Dionne Montague worked as a public relations employee for the U.S. Postal Service in the Houston area from 2009 to 2017, according to the divided opinion by the 5th U.S. Circuit Court of Appeals in New Orleans in Dionne A. Montague v. United States Postal Service.
Ms. Montague, who suffers from peripheral neuropathy, can drive to the office in the afternoon, but asked the postal service to let her work mornings from home as needed and report to the office each afternoon.
The postal service denied her request on the basis that driving and travel were essential to her job, and she was terminated, according to the complaint in the case. She sued in U.S. District Court in Houston, charging violation of the Rehabilitation Act.
The district court ruled in the postal service’s favor, and was overturned by an appeals court panel in a 2-1 ruling.
The central disagreement in this case is whether travel and mornings in the office were essential to her job, the majority opinion said. “To begin with Montague raises a genuine fact question about whether travel was essential,” it said.
The summary judgment record “permits the inference” that Ms. Montague could have performed aspects of her job involving travel during the afternoon, it said, adding her written job description does not mention travel as an essential part of her job.
The ruling also says Ms. Montague has pointed out that two of her colleagues were permitted to work from home.
It said the post office suggested as alternatives that her husband could drive her to the office, and she could also take a taxi. Ms.
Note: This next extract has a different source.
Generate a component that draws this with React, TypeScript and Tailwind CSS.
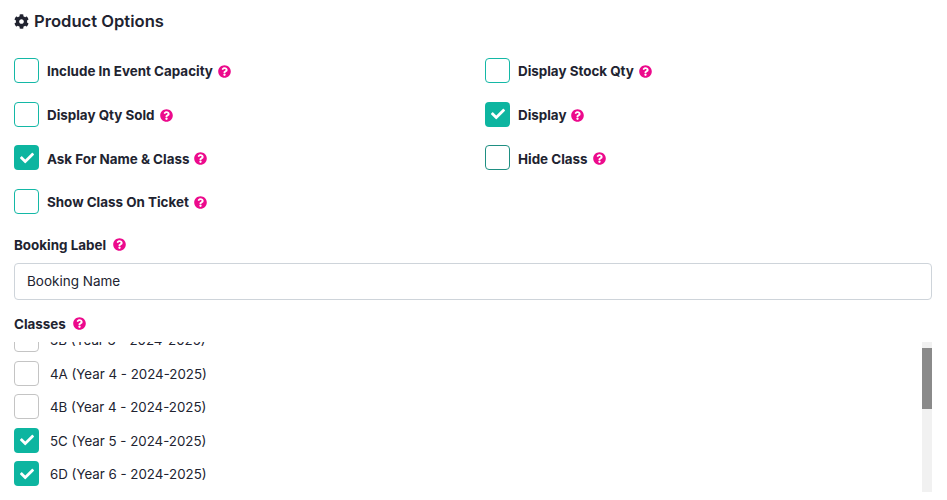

Montague responded that her husband was not always available, and the postal service never offered to reimburse her taxi expenses, which she could not afford, the ruling said, in overturning the lower court’s decision.
The dissenting opinion said a request to work from home is “an extraordinary accommodation that should require extraordinary justification,” which has not been provided.
Ms. Montague’s attorney, Ashok Bail, of the Bail Law Firm in Houston, said in a statement, “We are very pleased with the decision, and we are looking forward to a trial in this matter.”
The postal services’ attorney did not respond to a request for comment.